A veces nos encontramos afirmando o asumiendo que la característica distintiva de la modernidad es el individuo: el irreductible sujeto, la persona que se mantiene en pie por sí sola, el ser sin ataduras, el ciudadano a quien nadie observa. El individuo moderno es común y favorablemente contrastado con el dependiente, respetuoso y esclavizado sujeto del mundo premoderno. Por supuesto hay algo de sustento en esta versión de las cosas, tanto como hay algo en la idea de que la modernidad es también una historia sobre el Estado moderno, con sus ventajas, sus capacidades y sus ambiciones.

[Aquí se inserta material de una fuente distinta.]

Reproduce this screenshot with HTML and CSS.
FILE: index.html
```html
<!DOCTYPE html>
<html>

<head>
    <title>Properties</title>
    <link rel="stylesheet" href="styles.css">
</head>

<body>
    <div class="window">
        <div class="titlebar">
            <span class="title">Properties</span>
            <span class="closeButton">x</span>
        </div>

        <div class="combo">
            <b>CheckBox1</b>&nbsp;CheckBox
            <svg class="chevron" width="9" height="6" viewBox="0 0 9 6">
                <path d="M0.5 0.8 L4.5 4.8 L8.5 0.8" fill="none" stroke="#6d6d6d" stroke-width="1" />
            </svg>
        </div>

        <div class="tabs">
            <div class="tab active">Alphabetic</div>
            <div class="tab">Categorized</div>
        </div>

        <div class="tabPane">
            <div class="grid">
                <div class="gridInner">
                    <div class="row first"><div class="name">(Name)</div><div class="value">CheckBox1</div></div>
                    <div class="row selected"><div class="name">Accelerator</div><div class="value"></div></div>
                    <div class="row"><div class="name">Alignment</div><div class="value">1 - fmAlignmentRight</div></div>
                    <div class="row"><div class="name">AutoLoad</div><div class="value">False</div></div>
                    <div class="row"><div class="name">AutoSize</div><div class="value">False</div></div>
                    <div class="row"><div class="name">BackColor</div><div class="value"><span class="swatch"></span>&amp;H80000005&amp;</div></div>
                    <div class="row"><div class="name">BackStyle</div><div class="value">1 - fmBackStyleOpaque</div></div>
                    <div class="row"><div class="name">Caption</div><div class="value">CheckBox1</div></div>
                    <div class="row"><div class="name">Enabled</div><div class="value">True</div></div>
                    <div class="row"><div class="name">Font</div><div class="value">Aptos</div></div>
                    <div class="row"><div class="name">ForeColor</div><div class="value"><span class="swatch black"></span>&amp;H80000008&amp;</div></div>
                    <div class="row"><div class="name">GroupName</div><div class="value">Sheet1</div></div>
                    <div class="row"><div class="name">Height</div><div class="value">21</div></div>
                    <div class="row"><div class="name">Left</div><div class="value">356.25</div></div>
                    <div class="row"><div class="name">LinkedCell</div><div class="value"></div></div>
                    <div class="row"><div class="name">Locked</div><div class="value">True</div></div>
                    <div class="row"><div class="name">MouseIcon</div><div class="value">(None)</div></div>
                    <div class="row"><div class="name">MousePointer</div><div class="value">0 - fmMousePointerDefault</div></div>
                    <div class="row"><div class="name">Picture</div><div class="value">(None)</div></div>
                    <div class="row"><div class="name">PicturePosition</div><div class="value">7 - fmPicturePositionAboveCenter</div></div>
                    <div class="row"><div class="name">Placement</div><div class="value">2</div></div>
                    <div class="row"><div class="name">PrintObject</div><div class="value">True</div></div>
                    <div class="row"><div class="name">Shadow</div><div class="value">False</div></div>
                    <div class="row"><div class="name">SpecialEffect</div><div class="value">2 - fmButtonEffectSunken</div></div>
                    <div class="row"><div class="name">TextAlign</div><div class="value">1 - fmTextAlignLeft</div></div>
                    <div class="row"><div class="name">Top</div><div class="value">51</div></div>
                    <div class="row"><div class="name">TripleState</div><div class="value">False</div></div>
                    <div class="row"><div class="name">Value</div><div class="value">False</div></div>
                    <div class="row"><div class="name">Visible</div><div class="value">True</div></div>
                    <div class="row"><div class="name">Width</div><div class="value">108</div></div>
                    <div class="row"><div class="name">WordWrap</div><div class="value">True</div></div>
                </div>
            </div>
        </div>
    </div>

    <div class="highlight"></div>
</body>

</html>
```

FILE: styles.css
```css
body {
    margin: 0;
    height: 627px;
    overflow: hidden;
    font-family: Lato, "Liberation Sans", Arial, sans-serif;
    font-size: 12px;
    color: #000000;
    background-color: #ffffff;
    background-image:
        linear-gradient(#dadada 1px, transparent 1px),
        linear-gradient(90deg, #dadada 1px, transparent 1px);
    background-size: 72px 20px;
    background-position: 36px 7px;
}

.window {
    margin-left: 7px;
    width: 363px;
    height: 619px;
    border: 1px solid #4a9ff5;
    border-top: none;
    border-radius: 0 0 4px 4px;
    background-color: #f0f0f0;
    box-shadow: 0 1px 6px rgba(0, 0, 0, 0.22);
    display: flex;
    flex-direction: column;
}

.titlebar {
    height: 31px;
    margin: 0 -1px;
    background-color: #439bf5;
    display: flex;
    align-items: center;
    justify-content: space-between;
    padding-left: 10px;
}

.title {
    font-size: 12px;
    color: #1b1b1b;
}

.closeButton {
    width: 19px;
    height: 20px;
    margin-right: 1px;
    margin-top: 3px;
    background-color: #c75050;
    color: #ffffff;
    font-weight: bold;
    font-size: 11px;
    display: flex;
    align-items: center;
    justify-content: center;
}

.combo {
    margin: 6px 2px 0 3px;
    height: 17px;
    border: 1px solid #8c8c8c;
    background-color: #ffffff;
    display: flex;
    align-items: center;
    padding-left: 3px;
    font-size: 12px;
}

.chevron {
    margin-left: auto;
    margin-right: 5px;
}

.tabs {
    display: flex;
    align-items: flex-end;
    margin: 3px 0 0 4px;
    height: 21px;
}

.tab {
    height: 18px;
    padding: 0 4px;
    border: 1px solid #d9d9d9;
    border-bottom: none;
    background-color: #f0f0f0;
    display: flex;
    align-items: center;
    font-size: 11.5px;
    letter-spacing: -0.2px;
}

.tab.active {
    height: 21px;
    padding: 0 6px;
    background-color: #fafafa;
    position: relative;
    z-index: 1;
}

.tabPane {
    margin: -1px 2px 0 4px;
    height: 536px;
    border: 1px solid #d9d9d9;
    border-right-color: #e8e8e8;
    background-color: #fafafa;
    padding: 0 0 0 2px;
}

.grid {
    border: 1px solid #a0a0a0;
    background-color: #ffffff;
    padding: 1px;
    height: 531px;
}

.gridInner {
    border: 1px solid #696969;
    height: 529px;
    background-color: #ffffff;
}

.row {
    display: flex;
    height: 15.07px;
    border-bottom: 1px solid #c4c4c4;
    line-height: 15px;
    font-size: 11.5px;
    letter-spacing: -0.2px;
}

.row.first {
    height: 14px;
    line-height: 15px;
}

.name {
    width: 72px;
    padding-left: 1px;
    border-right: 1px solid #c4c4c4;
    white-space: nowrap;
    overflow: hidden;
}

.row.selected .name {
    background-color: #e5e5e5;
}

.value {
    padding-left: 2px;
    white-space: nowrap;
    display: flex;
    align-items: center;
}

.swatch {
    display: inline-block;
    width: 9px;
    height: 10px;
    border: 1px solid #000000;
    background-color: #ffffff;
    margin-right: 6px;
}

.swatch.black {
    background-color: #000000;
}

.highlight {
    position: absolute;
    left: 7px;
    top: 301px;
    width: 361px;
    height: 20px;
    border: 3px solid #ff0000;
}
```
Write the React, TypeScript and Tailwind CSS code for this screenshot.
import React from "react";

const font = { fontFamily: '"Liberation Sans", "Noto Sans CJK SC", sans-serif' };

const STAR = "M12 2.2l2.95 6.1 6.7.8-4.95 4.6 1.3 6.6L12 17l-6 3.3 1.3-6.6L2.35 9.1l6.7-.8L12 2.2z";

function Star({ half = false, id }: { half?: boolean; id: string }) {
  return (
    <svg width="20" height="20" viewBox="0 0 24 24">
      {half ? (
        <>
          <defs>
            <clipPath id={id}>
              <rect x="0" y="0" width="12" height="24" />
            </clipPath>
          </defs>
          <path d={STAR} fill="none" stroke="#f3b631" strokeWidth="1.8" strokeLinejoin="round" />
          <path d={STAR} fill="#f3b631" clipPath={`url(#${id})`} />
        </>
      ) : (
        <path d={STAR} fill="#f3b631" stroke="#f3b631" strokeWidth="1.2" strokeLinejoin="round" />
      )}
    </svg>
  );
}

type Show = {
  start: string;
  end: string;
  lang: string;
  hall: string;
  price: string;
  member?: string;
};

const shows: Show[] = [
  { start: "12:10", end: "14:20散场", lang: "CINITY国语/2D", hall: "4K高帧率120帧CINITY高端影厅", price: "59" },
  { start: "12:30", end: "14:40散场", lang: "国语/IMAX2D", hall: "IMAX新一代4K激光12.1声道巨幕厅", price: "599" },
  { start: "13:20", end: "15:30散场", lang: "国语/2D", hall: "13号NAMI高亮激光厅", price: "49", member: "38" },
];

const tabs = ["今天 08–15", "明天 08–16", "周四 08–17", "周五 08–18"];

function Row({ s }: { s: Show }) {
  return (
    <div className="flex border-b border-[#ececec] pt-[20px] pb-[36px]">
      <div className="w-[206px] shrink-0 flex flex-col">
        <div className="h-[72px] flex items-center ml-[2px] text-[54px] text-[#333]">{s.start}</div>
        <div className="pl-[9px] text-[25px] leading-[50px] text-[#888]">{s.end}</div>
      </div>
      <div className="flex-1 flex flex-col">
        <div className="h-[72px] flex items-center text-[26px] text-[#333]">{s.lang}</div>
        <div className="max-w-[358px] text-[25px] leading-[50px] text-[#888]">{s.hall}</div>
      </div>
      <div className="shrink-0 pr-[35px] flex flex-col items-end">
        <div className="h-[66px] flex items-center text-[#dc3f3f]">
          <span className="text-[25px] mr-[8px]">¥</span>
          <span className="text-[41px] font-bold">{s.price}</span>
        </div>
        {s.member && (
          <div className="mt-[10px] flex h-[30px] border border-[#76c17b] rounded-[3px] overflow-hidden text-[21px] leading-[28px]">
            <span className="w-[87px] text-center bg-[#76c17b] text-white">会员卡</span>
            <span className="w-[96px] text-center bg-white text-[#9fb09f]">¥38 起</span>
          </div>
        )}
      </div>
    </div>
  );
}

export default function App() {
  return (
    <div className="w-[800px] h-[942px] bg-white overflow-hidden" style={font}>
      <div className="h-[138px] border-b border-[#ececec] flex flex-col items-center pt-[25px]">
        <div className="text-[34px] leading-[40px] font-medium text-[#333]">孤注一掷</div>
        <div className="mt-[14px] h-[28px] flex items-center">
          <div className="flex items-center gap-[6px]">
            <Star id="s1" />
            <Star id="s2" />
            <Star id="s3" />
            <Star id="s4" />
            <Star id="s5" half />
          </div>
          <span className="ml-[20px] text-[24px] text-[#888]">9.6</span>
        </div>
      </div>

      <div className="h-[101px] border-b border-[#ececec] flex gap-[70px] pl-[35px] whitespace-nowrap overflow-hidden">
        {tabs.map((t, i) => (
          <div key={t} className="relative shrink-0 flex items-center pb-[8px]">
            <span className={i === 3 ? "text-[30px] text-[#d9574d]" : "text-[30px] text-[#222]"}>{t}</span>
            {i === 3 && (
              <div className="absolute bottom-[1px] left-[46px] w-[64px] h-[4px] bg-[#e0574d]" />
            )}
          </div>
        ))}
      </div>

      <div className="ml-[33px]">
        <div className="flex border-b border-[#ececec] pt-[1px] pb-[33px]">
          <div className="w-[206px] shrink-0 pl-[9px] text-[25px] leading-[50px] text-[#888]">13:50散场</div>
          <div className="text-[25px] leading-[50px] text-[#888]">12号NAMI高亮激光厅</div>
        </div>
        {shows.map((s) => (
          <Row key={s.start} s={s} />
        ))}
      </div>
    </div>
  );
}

Pero tomando todo en consideración, y al sopesarlo en conjunto, es un error, un peligroso error. La verdadera característica distintiva de la vida moderna, con la cual perdimos contacto, por nuestro propio riesgo, no es ni el individuo sin cadenas, ni el Estado sin restricciones. Es lo que está en medio de ellos: la sociedad. Con mayor precisión: la sociedad civil o (como se le denominaba en el siglo XIX) la sociedad burguesa.
Los ferrocarriles fueron y siguen siendo el acompañamiento natural y necesario para la emergencia de la sociedad civil. Son un proyecto colectivo para beneficio individual. No pueden existir sin acuerdo común (en tiempos recientes, gasto común), y por su diseño ofrecen un beneficio práctico, individual y colectivo por igual. Esto es algo que el mercado no puede cumplir –excepto por una feliz inadvertencia. Los trenes no siempre fueron sensibles al medio ambiente; en términos de costo ambiental global no queda claro si el motor de vapor hacía más daño que su competidor de combustión interna, pero eran, y tenían que ser, socialmente responsables. Ésa es una razón de por qué no generaban muchas ganancias.
Si perdemos los trenes no sólo habremos perdido un bien valiosamente práctico, cuyo remplazo o recuperación serían demasiado caros para tolerarse. También hay que darnos cuenta de cómo nos hemos olvidado de vivir colectivamente. Si tiramos por la borda las estaciones de tren y las líneas que pasan por ellas, tal como empezamos a hacer en los años cincuenta y sesenta, estaríamos tirando a su lado nuestra memoria de cómo vivir una vida cívica íntima. No es por casualidad que Margaret Tatcher, quien afanosamente declaró que “no hay tal cosa como sociedad. Hay hombres y mujeres individuales, y también sus familias”, e hizo un voto de nunca viajar en tren. Si no podemos gastar nuestros recursos públicos en trenes y viajar ellos contentos, es porque hemos entrado en comunidades de encierro y en ellas no necesitamos nada más que insípidos coches para movernos. Será porque nos hemos transformado en individuos encerrados que no saben cómo compartir espacios públicos para ventaja de lo común. Las implicaciones de tales pérdidas trascenderían por mucho el hundimiento de un sistema de transporte entre otros. Significaría que hemos terminado con la vida moderna.

Traducción del inglés: Jerónimo Plá Osorio


Notas

[1] Penn Central Railroad salió del negocio en 1972, justo ocho años después de privilegiar la ganancia por encima del prestigio. Después, una vez aplanada Penn Station, se abrió el espacio al Madison Square Garden.